Dataset content:
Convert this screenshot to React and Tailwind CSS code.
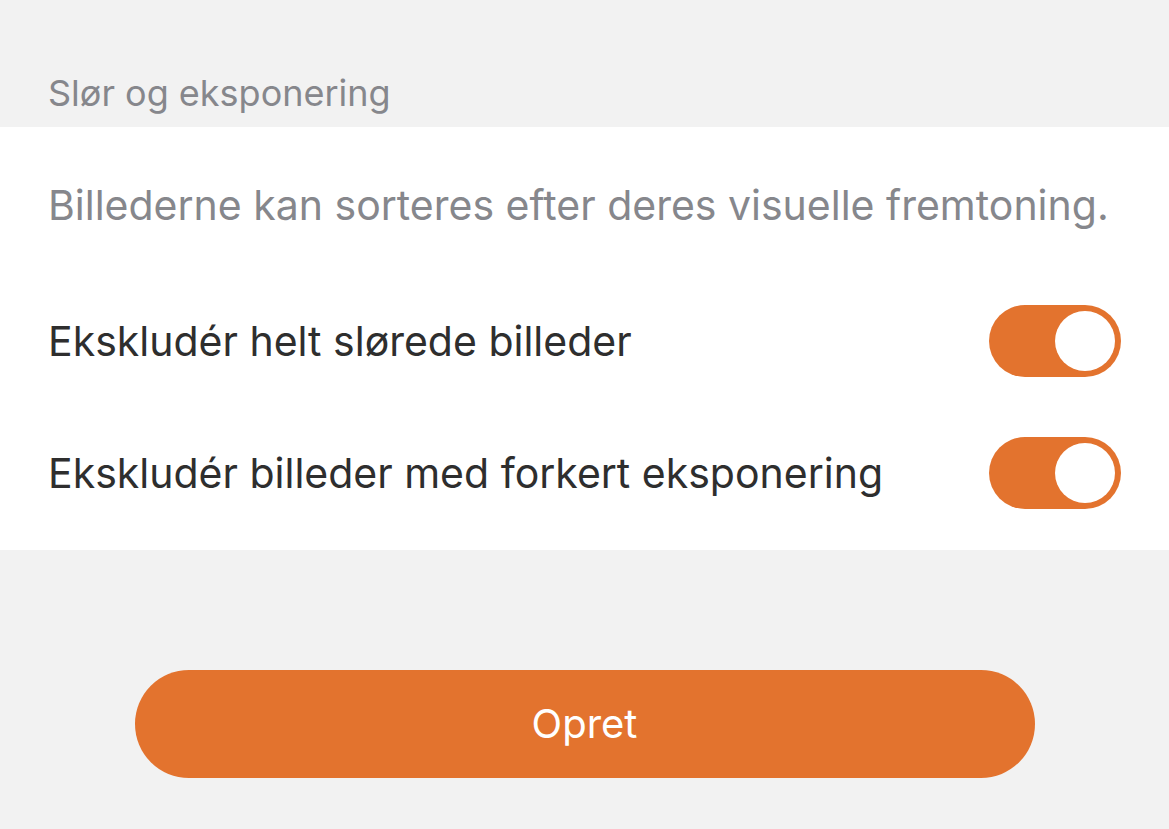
export default function App() {
  const Toggle = () => (
    <div className="w-[132px] h-[72px] rounded-full bg-[#e3732e] flex items-center justify-end pr-[6px] shrink-0">
      <div className="w-[60px] h-[60px] rounded-full bg-white" />
    </div>
  );
  return (
    <div className="w-[1169px] h-[829px] bg-[#f2f2f2] flex flex-col" style={{ fontFamily: "Inter, 'Noto Sans', sans-serif" }}>
      <div className="h-[127px] flex items-end px-[48px] pb-[12px]">
        <span className="text-[36px] leading-[44px] text-[#86878c]">Slør og eksponering</span>
      </div>
      <div className="bg-white h-[423px] flex flex-col px-[48px]">
        <div className="h-[148px] flex items-center pt-[8px]">
          <span className="text-[41px] leading-[48px] text-[#86878c] whitespace-nowrap">Billederne kan sorteres efter deres visuelle fremtoning.</span>
        </div>
        <div className="h-[132px] flex items-center justify-between">
          <span className="text-[41px] leading-[48px] text-[#2e2e2e]">Ekskludér helt slørede billeder</span>
          <Toggle />
        </div>
        <div className="h-[132px] flex items-center justify-between">
          <span className="text-[41px] leading-[48px] text-[#2e2e2e]">Ekskludér billeder med forkert eksponering</span>
          <Toggle />
        </div>
      </div>
      <div className="flex justify-center pt-[120px]">
        <button className="w-[900px] h-[108px] rounded-full bg-[#e3732e] text-white text-[40px] leading-[48px]">Opret</button>
      </div>
    </div>
  );
}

What is required:
Give the material again exactly as it is, but keep the pictures out.

Exercise response:
Convert this screenshot to React and Tailwind CSS code.
export default function App() {
  const Toggle = () => (
    <div className="w-[132px] h-[72px] rounded-full bg-[#e3732e] flex items-center justify-end pr-[6px] shrink-0">
      <div className="w-[60px] h-[60px] rounded-full bg-white" />
    </div>
  );
  return (
    <div className="w-[1169px] h-[829px] bg-[#f2f2f2] flex flex-col" style={{ fontFamily: "Inter, 'Noto Sans', sans-serif" }}>
      <div className="h-[127px] flex items-end px-[48px] pb-[12px]">
        <span className="text-[36px] leading-[44px] text-[#86878c]">Slør og eksponering</span>
      </div>
      <div className="bg-white h-[423px] flex flex-col px-[48px]">
        <div className="h-[148px] flex items-center pt-[8px]">
          <span className="text-[41px] leading-[48px] text-[#86878c] whitespace-nowrap">Billederne kan sorteres efter deres visuelle fremtoning.</span>
        </div>
        <div className="h-[132px] flex items-center justify-between">
          <span className="text-[41px] leading-[48px] text-[#2e2e2e]">Ekskludér helt slørede billeder</span>
          <Toggle />
        </div>
        <div className="h-[132px] flex items-center justify-between">
          <span className="text-[41px] leading-[48px] text-[#2e2e2e]">Ekskludér billeder med forkert eksponering</span>
          <Toggle />
        </div>
      </div>
      <div className="flex justify-center pt-[120px]">
        <button className="w-[900px] h-[108px] rounded-full bg-[#e3732e] text-white text-[40px] leading-[48px]">Opret</button>
      </div>
    </div>
  );
}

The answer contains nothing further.